===== Data =====
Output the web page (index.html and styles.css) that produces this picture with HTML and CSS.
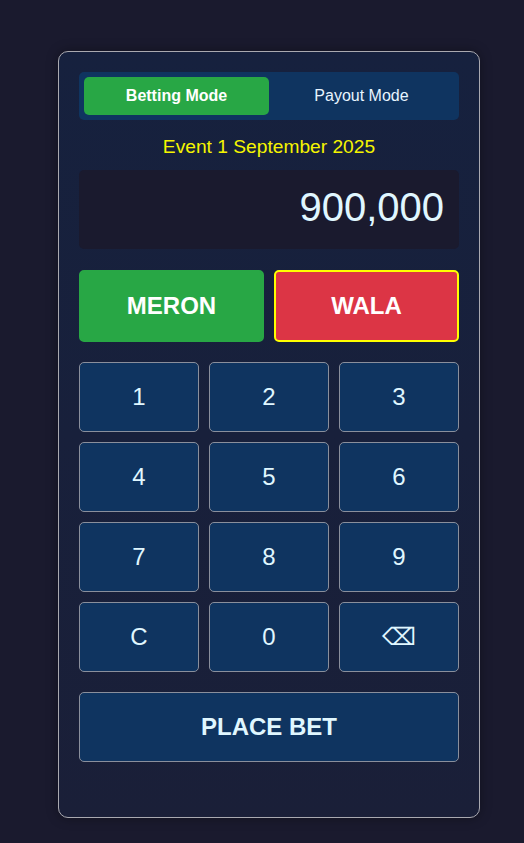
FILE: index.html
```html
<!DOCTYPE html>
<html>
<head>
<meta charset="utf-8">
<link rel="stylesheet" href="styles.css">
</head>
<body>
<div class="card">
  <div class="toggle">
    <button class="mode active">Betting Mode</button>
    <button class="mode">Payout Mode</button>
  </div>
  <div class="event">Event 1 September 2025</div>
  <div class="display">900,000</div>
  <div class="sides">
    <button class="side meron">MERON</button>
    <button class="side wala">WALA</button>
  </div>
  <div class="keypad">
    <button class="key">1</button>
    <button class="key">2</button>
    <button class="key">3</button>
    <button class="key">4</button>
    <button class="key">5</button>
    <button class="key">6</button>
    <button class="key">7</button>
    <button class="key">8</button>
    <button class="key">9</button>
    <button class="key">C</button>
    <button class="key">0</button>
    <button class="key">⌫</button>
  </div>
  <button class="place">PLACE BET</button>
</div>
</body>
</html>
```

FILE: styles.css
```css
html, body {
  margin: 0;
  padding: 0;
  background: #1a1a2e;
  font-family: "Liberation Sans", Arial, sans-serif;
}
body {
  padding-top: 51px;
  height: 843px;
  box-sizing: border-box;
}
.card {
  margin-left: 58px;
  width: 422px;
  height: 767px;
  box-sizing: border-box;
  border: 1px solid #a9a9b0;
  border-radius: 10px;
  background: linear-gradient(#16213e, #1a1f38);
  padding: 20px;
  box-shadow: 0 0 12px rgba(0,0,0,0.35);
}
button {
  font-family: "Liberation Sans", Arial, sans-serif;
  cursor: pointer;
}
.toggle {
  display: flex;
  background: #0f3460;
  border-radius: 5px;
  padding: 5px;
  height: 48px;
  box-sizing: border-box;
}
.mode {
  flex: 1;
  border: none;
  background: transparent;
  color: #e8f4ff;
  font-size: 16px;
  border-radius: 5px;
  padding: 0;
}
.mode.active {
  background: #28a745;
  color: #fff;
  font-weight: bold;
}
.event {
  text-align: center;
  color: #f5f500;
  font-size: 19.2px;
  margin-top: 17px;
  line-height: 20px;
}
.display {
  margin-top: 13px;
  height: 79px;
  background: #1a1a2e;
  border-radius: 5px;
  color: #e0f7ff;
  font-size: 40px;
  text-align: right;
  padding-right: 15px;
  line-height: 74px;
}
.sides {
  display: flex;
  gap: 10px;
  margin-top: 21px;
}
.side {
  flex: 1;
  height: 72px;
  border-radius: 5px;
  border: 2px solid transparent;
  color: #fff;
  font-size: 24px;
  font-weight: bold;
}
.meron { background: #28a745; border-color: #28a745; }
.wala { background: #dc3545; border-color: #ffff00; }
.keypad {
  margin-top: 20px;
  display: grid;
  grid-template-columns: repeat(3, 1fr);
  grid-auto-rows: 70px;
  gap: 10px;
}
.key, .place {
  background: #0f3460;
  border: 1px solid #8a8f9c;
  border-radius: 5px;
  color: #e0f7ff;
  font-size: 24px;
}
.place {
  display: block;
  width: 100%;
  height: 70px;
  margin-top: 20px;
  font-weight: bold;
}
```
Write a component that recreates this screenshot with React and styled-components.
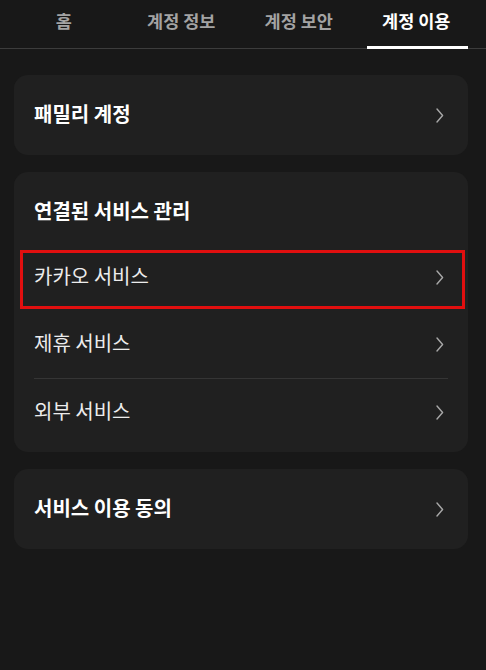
=====
> [Your goal]:
Take the entries shown above and quote them verbatim, passing over the pictures.

> [Completed task]:
Output the web page (index.html and styles.css) that produces this picture with HTML and CSS.
FILE: index.html
```html
<!DOCTYPE html>
<html>
<head>
<meta charset="utf-8">
<link rel="stylesheet" href="styles.css">
</head>
<body>
<div class="card">
  <div class="toggle">
    <button class="mode active">Betting Mode</button>
    <button class="mode">Payout Mode</button>
  </div>
  <div class="event">Event 1 September 2025</div>
  <div class="display">900,000</div>
  <div class="sides">
    <button class="side meron">MERON</button>
    <button class="side wala">WALA</button>
  </div>
  <div class="keypad">
    <button class="key">1</button>
    <button class="key">2</button>
    <button class="key">3</button>
    <button class="key">4</button>
    <button class="key">5</button>
    <button class="key">6</button>
    <button class="key">7</button>
    <button class="key">8</button>
    <button class="key">9</button>
    <button class="key">C</button>
    <button class="key">0</button>
    <button class="key">⌫</button>
  </div>
  <button class="place">PLACE BET</button>
</div>
</body>
</html>
```

FILE: styles.css
```css
html, body {
  margin: 0;
  padding: 0;
  background: #1a1a2e;
  font-family: "Liberation Sans", Arial, sans-serif;
}
body {
  padding-top: 51px;
  height: 843px;
  box-sizing: border-box;
}
.card {
  margin-left: 58px;
  width: 422px;
  height: 767px;
  box-sizing: border-box;
  border: 1px solid #a9a9b0;
  border-radius: 10px;
  background: linear-gradient(#16213e, #1a1f38);
  padding: 20px;
  box-shadow: 0 0 12px rgba(0,0,0,0.35);
}
button {
  font-family: "Liberation Sans", Arial, sans-serif;
  cursor: pointer;
}
.toggle {
  display: flex;
  background: #0f3460;
  border-radius: 5px;
  padding: 5px;
  height: 48px;
  box-sizing: border-box;
}
.mode {
  flex: 1;
  border: none;
  background: transparent;
  color: #e8f4ff;
  font-size: 16px;
  border-radius: 5px;
  padding: 0;
}
.mode.active {
  background: #28a745;
  color: #fff;
  font-weight: bold;
}
.event {
  text-align: center;
  color: #f5f500;
  font-size: 19.2px;
  margin-top: 17px;
  line-height: 20px;
}
.display {
  margin-top: 13px;
  height: 79px;
  background: #1a1a2e;
  border-radius: 5px;
  color: #e0f7ff;
  font-size: 40px;
  text-align: right;
  padding-right: 15px;
  line-height: 74px;
}
.sides {
  display: flex;
  gap: 10px;
  margin-top: 21px;
}
.side {
  flex: 1;
  height: 72px;
  border-radius: 5px;
  border: 2px solid transparent;
  color: #fff;
  font-size: 24px;
  font-weight: bold;
}
.meron { background: #28a745; border-color: #28a745; }
.wala { background: #dc3545; border-color: #ffff00; }
.keypad {
  margin-top: 20px;
  display: grid;
  grid-template-columns: repeat(3, 1fr);
  grid-auto-rows: 70px;
  gap: 10px;
}
.key, .place {
  background: #0f3460;
  border: 1px solid #8a8f9c;
  border-radius: 5px;
  color: #e0f7ff;
  font-size: 24px;
}
.place {
  display: block;
  width: 100%;
  height: 70px;
  margin-top: 20px;
  font-weight: bold;
}
```
Write a component that recreates this screenshot with React and styled-components.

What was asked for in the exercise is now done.